▶ **Exercise requirements**: Repeat the full listing below verbatim and keep the images out.

▬▬▬▬▬▬

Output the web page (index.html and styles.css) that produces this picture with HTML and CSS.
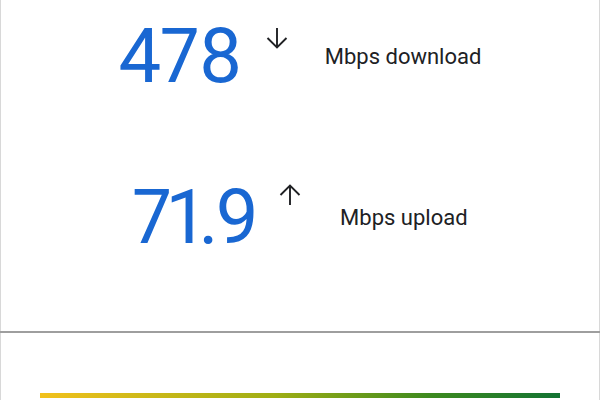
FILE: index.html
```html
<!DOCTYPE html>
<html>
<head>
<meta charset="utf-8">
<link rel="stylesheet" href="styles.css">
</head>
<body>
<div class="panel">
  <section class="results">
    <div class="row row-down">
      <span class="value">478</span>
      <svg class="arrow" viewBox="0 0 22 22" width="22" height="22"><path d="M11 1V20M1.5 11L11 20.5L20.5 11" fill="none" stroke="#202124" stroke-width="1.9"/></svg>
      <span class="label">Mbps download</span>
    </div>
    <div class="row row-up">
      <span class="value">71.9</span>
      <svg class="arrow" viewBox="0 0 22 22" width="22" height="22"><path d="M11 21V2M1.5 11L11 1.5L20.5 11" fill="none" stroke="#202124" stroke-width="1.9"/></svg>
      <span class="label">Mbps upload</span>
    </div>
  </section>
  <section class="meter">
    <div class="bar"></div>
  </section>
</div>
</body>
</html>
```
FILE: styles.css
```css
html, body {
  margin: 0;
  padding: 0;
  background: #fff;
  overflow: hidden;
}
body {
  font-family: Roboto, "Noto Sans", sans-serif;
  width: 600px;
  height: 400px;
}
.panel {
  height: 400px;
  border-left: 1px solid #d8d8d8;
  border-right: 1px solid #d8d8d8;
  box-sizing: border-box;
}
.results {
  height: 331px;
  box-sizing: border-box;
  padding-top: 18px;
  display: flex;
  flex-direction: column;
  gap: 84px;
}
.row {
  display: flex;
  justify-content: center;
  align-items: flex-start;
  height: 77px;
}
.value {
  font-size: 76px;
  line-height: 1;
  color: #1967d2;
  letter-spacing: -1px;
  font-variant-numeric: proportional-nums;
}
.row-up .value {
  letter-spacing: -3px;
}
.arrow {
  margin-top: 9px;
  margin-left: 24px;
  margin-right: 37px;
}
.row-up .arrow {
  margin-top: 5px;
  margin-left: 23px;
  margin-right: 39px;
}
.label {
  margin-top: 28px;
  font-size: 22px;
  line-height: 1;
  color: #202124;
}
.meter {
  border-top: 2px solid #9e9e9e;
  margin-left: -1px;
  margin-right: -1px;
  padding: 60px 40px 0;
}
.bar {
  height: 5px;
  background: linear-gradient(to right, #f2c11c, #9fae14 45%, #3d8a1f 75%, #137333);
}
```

▬▬▬▬▬▬

▶ **Response to this exercise**:
Output the web page (index.html and styles.css) that produces this picture with HTML and CSS.
FILE: index.html
```html
<!DOCTYPE html>
<html>
<head>
<meta charset="utf-8">
<link rel="stylesheet" href="styles.css">
</head>
<body>
<div class="panel">
  <section class="results">
    <div class="row row-down">
      <span class="value">478</span>
      <svg class="arrow" viewBox="0 0 22 22" width="22" height="22"><path d="M11 1V20M1.5 11L11 20.5L20.5 11" fill="none" stroke="#202124" stroke-width="1.9"/></svg>
      <span class="label">Mbps download</span>
    </div>
    <div class="row row-up">
      <span class="value">71.9</span>
      <svg class="arrow" viewBox="0 0 22 22" width="22" height="22"><path d="M11 21V2M1.5 11L11 1.5L20.5 11" fill="none" stroke="#202124" stroke-width="1.9"/></svg>
      <span class="label">Mbps upload</span>
    </div>
  </section>
  <section class="meter">
    <div class="bar"></div>
  </section>
</div>
</body>
</html>
```
FILE: styles.css
```css
html, body {
  margin: 0;
  padding: 0;
  background: #fff;
  overflow: hidden;
}
body {
  font-family: Roboto, "Noto Sans", sans-serif;
  width: 600px;
  height: 400px;
}
.panel {
  height: 400px;
  border-left: 1px solid #d8d8d8;
  border-right: 1px solid #d8d8d8;
  box-sizing: border-box;
}
.results {
  height: 331px;
  box-sizing: border-box;
  padding-top: 18px;
  display: flex;
  flex-direction: column;
  gap: 84px;
}
.row {
  display: flex;
  justify-content: center;
  align-items: flex-start;
  height: 77px;
}
.value {
  font-size: 76px;
  line-height: 1;
  color: #1967d2;
  letter-spacing: -1px;
  font-variant-numeric: proportional-nums;
}
.row-up .value {
  letter-spacing: -3px;
}
.arrow {
  margin-top: 9px;
  margin-left: 24px;
  margin-right: 37px;
}
.row-up .arrow {
  margin-top: 5px;
  margin-left: 23px;
  margin-right: 39px;
}
.label {
  margin-top: 28px;
  font-size: 22px;
  line-height: 1;
  color: #202124;
}
.meter {
  border-top: 2px solid #9e9e9e;
  margin-left: -1px;
  margin-right: -1px;
  padding: 60px 40px 0;
}
.bar {
  height: 5px;
  background: linear-gradient(to right, #f2c11c, #9fae14 45%, #3d8a1f 75%, #137333);
}
```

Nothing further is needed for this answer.